Zoom continues to beat analyst expectations with its quarterly earnings, but slower revenue growth compared to last year is impacting its stock price.

The company recorded revenue of $1.05bn for the quarter ending 31 October, a 35pc increase on the same period last year and exceeding analyst expectations from Refinitiv of $1.02bn. It also recorded a massive increase in net income to $340.3m, up from last year’s $198.4m.

The online video conference platform continued to see a rise in customers, according to various metrics. It now has more than 512,000 customers with more than 10 employees using the service, an increase of roughly 18pc on the same quarter last year. At the end of the third quarter, it had 2,507 customers contributing more than $100,000 in revenue annually, nearly a 94pc increase.

Despite this growth, Zoom is facing a slowdown after its rapid rise at the beginning of the Covid-19 pandemic.

Last quarter saw the company top $1bn in earnings for the first time, with year-on-year growth of 54pc. In the first quarter this year, which ended on 31 April, Zoom posted 191pc year-on-year revenue growth, a slowdown from 369pc the quarter before.

With its growth continuing to slow each quarter, the company’s shares have fallen by around 28pc this year.

Laura Petrone, principal analyst at GlobalData, said Zoom has to redefine itself as the Covid-19 pandemic subsides and employees return to work.

“In its latest results, the company reported a lower-than-expected increase in the number of large customers, raising doubts about the company’s future in the highly competitive collaboration tools market,” Petrone said.
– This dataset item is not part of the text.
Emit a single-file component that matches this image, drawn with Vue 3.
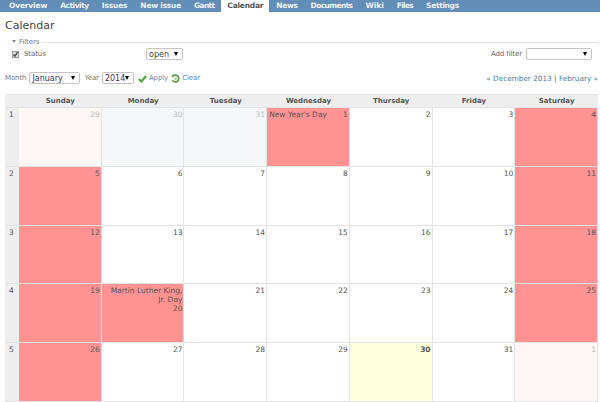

But the company remains confident about its growth for the rest of the year as remote and hybrid work look set to continue.

Zoom founder and CEO Eric Yuan said it expects to end the year with between $4.07bn and $4.08bn in total revenue, representing 54pc growth from last year.

“We are well on our way to becoming an indispensable platform for enterprises, individuals and developers to connect, collaborate and build in the flexible hybrid world of work. We believe our global brand, innovative technologies and large customer base position us well for the future,” Yuan added.

The company has forecasted more than $1.05bn in revenue for the next quarter, with a predicted net income between $361m and $363m.

During the last quarter, Zoom cancelled its planned $14.7bn acquisition of cloud contact centre software provider Five9. Petrone called this a “a missed opportunity for Zoom to integrate contact centres into its portfolio”.